The policy ultimately will hurt competition for the Homeland Security Department’s business, he predicted.
“If there is less information about pending procurements, then there will be less companies that are in a position to bid on those procurements,” he said.
Companies currently doing business with the department are more likely to have inside information on pending and anticipated contracts.
The policy also will promote abuses by department officials because it muzzles employees from speaking out when they witness wrongdoing, NTEU and AFGE argued in their joint letter to the department.
“The possibilities for abuse inherent in a regime that authorizes unlimited searches and provides supervisors unbridled discretion to censor employee speech by simply stamping documents ‘for official use only’ are obvious,” they wrote.
“There’s a clear intimidation factor,” said Mark Zaid, an attorney with Washington firm Krieger and Zaid, who deals with national security issues. “The language [in the agreement] is so powerful and the power that it evokes is potentially so intrusive.”

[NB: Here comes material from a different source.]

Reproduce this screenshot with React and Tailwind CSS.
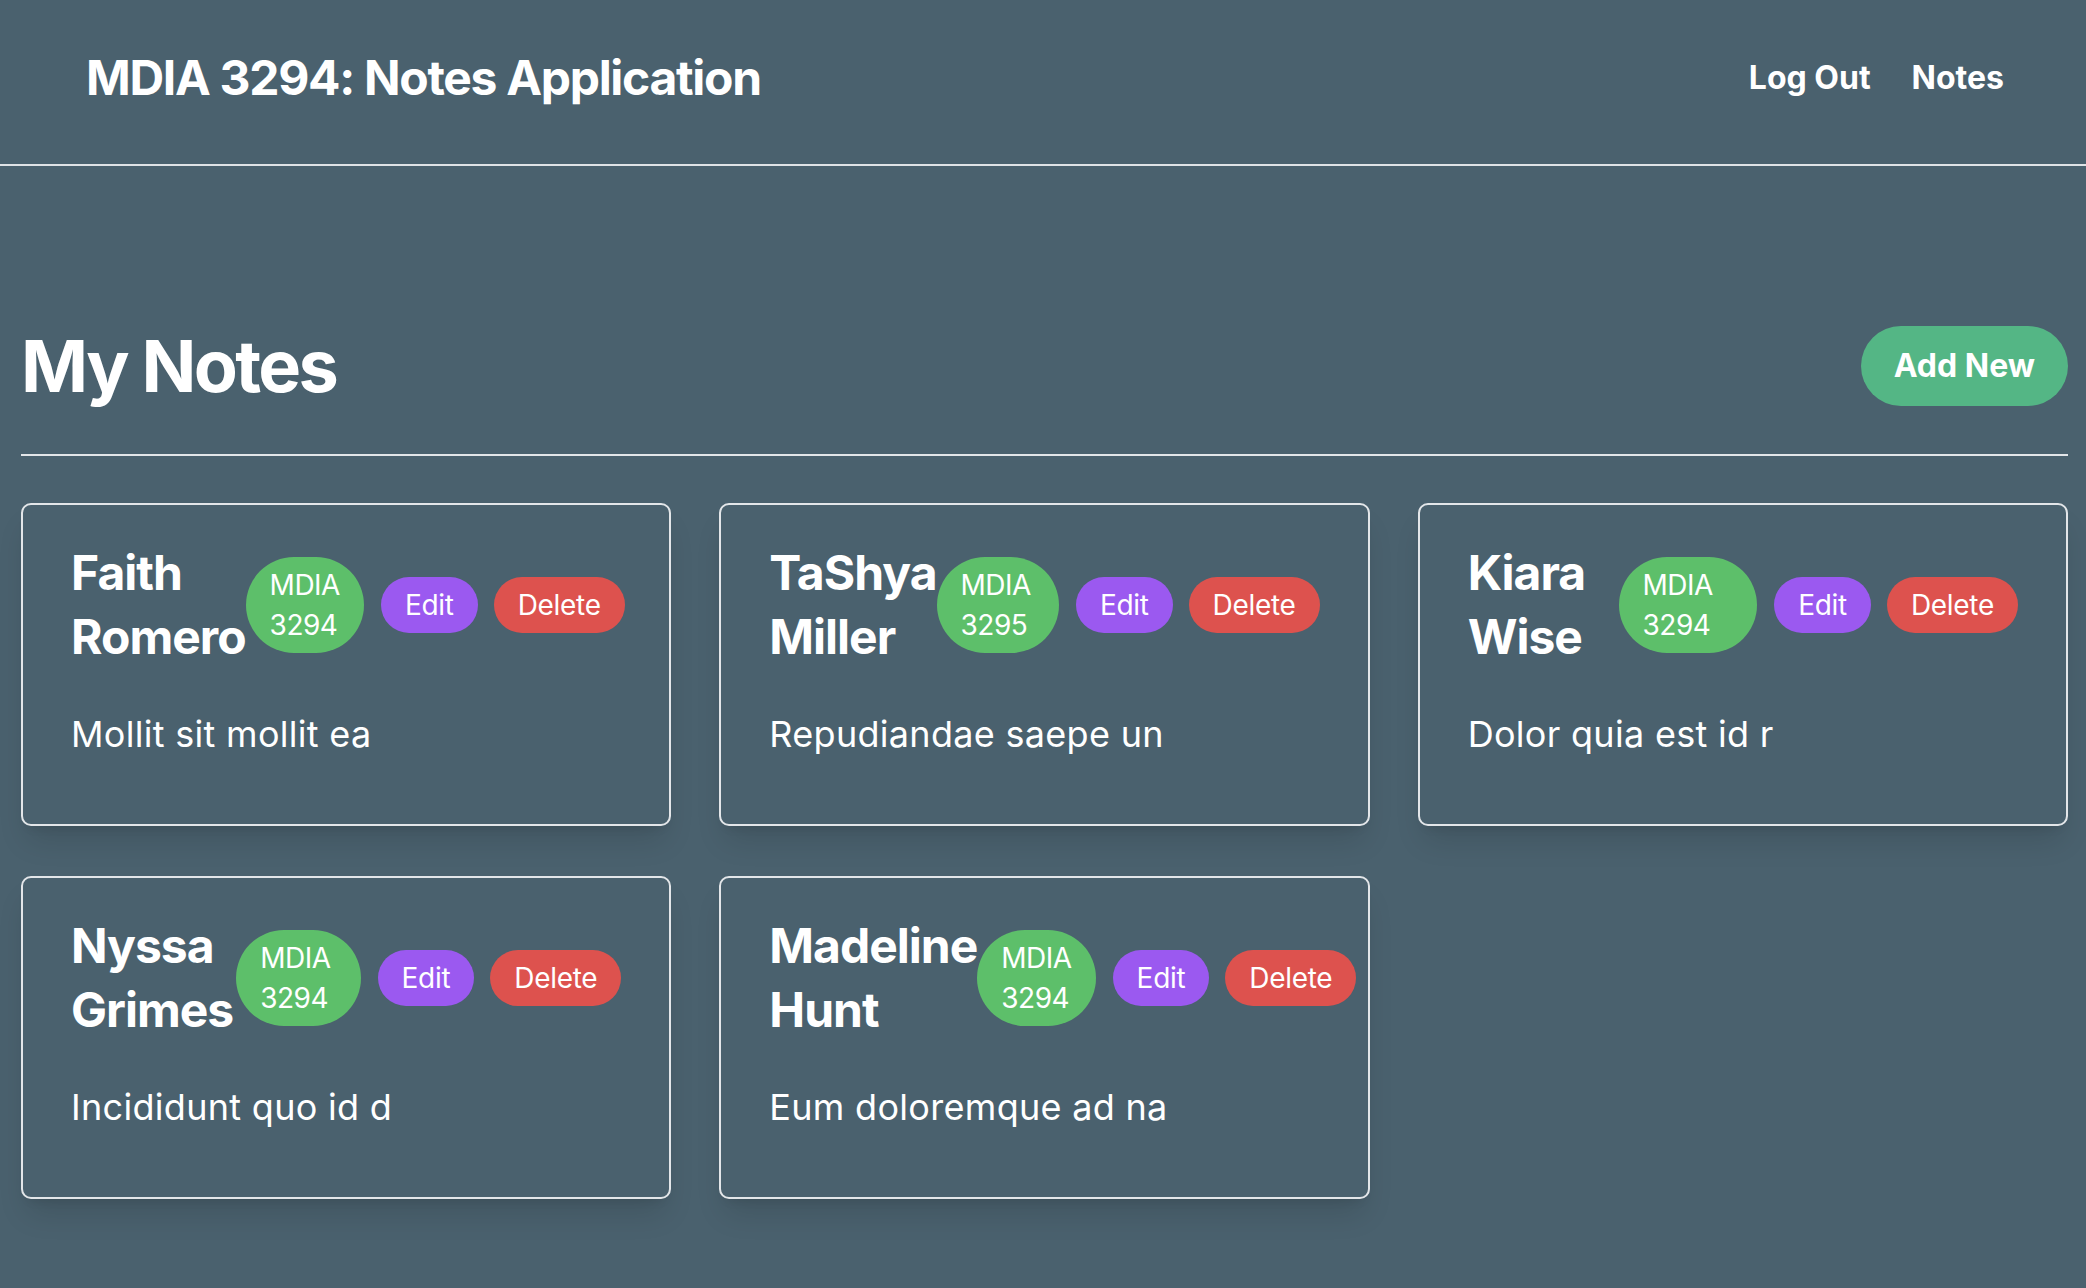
import React from "react";

const notes = [
  { first: "Faith", last: "Romero", course: "MDIA 3294", body: "Mollit sit mollit ea" },
  { first: "TaShya", last: "Miller", course: "MDIA 3295", body: "Repudiandae saepe un" },
  { first: "Kiara", last: "Wise", course: "MDIA 3294", body: "Dolor quia est id r" },
  { first: "Nyssa", last: "Grimes", course: "MDIA 3294", body: "Incididunt quo id d" },
  { first: "Madeline", last: "Hunt", course: "MDIA 3294", body: "Eum doloremque ad na" },
];

function NoteCard({ note }) {
  return (
    <div className="border-2 border-[#e3e6e9] rounded-[10px] pl-[48px] pr-[48px] pt-[36px] pb-[62px] shadow-[0_20px_30px_-6px_rgba(0,0,0,0.12),0_8px_12px_-8px_rgba(0,0,0,0.12)]">
      <div className="flex items-center">
        <h2 className="text-[48px] font-bold leading-[64px] tracking-[-1px] text-white">
          {note.first} {note.last}
        </h2>
        <span className="rounded-full bg-[#5dbf6a] px-[24px] py-[8px] text-[28px] leading-[40px] tracking-[-0.5px] text-white">
          {note.course}
        </span>
        <button className="ml-[17px] shrink-0 rounded-full bg-[#9b59f0] px-[24px] py-[8px] text-[28px] leading-[40px] tracking-[-0.3px] text-white">
          Edit
        </button>
        <button className="ml-[16px] shrink-0 rounded-full bg-[#dd524e] px-[24px] py-[8px] text-[28px] leading-[40px] tracking-[-0.3px] text-white">
          Delete
        </button>
      </div>
      <p className="mt-[37px] text-[36px] leading-[56px] tracking-[0.3px] text-white">{note.body}</p>
    </div>
  );
}

export default function App() {
  return (
    <div
      className="min-h-screen bg-[#4a616e] text-white"
      style={{ fontFamily: "Inter, 'Noto Sans', sans-serif" }}
    >
      <header className="flex h-[166px] items-center justify-between border-b-2 border-[#dfe3e6] pb-[8px] pl-[86px] pr-[82px]">
        <h1 className="text-[48px] font-bold leading-[64px] tracking-[-1.3px]">MDIA 3294: Notes Application</h1>
        <nav className="flex items-center gap-[41px] text-[32px] font-bold leading-[48px]">
          <a>Log Out</a>
          <a>Notes</a>
        </nav>
      </header>
      <main className="pl-[21px] pr-[18px] pt-[160px] pb-[80px]">
        <div className="flex items-center justify-between">
          <h2 className="text-[72px] font-bold leading-[80px] tracking-[-2.6px]">My Notes</h2>
          <button className="h-[80px] rounded-full bg-[#54b685] px-[33px] text-[32px] font-bold leading-[48px] text-white">
            Add New
          </button>
        </div>
        <hr className="mt-[48px] border-t-2 border-[#e3e6e9]" />
        <div className="mt-[47px] grid grid-cols-3 gap-x-[48px] gap-y-[50px]">
          {notes.map((n, i) => (
            <NoteCard key={i} note={n} />
          ))}
        </div>
      </main>
    </div>
  );
}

The biggest danger, Zaid said, is that the policy gives another line of offense for the agency to take personnel actions against its employees.
“I don’t think you’re going to see an onslaught of federal agents rushing to peoples’ homes to see if they have documents,” Zaid said. “But the authority is given there.”
Employees who sign the agreements are essentially walking around with duct tape over their mouths and their hands tied behind their backs, Zaid said.
“This is a fundamentally dysfunctional department,” said one industry expert who asked not to be identified. “In some ways I’m wondering if they are raising this curtain to protect their incompetency.”